Yes, completely. This is built as a solo campaign from top to bottom, with no need for co-op partners, party planning, or online coordination. That alone makes it much easier to fit around a busy week than games that depend on friends being available at the same time. It is also fairly casual-friendly in structure, even if not in intensity. Full pause should make sudden interruptions easy to handle, and the chapter-and-checkpoint setup gives you regular places to stop after a solid 45 to 90 minute session. The one caveat is that checkpoint saving is less flexible than a true save-anywhere system, so it feels better when you can reach the next clean break before quitting. Coming back after a few days should be fine because the game is clear about where to go next, but you may need a short warm-up fight to get your aim, timing, and shield rhythm back. So yes, you can absolutely play it solo and in normal adult-sized chunks. Just do not expect it to be low-attention.

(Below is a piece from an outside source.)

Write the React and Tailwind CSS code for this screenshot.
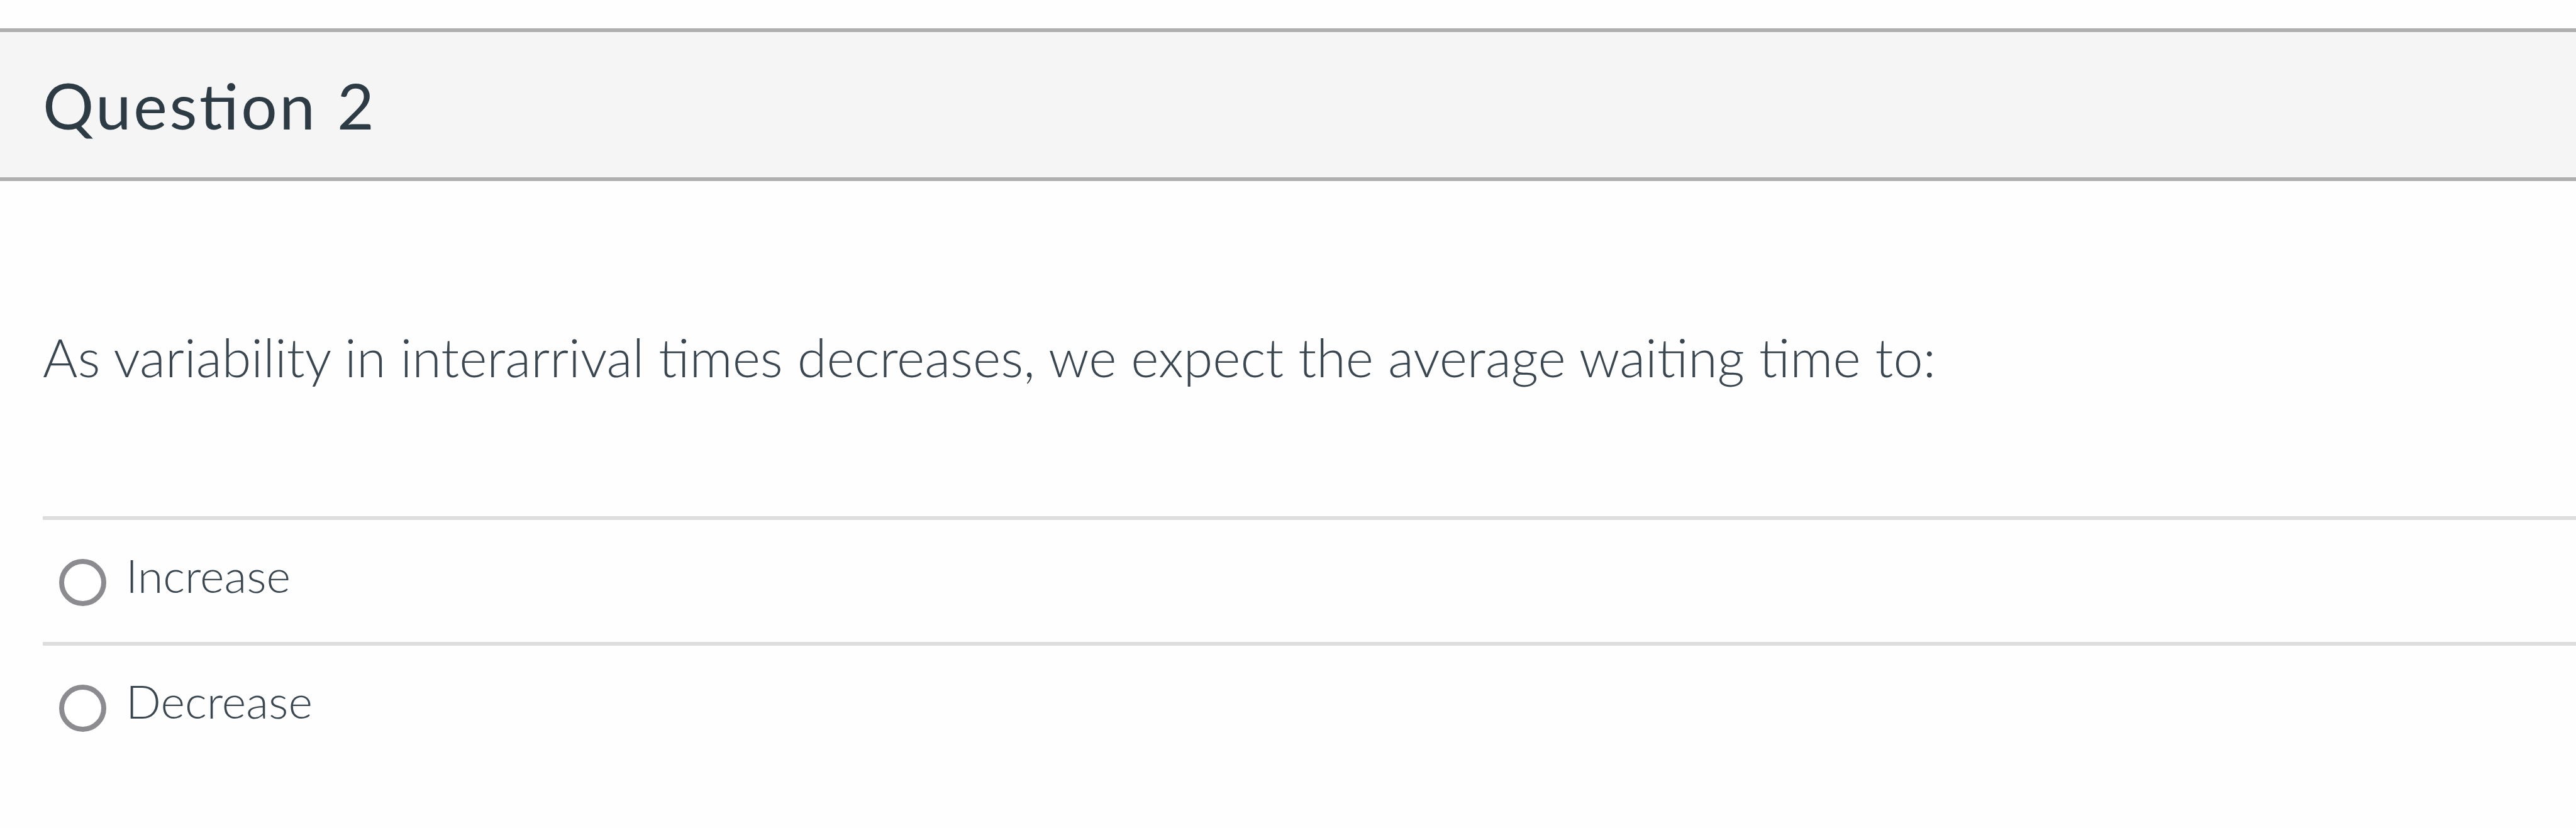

No. DOOM: The Dark Ages is not pay-to-win in any meaningful sense. It is a premium single-player campaign, and there is no competitive multiplayer economy where paying money could give one player an advantage over another. That alone removes the most common pay-to-win problem. Even if deluxe or collector editions exist, those usually affect extras like cosmetics, soundtrack access, art books, or early access windows rather than giving stronger weapons or stat boosts that change the core campaign balance. For a game like this, the real progression is learning the combat rhythm, unlocking upgrades through normal play, and getting better with the tools the campaign gives you. So if your concern is whether you will hit a wall and be nudged toward spending more money to stay competitive or keep up, the answer appears to be no. Buy the base game, play the campaign, and you should be getting the intended experience without cash-shop pressure.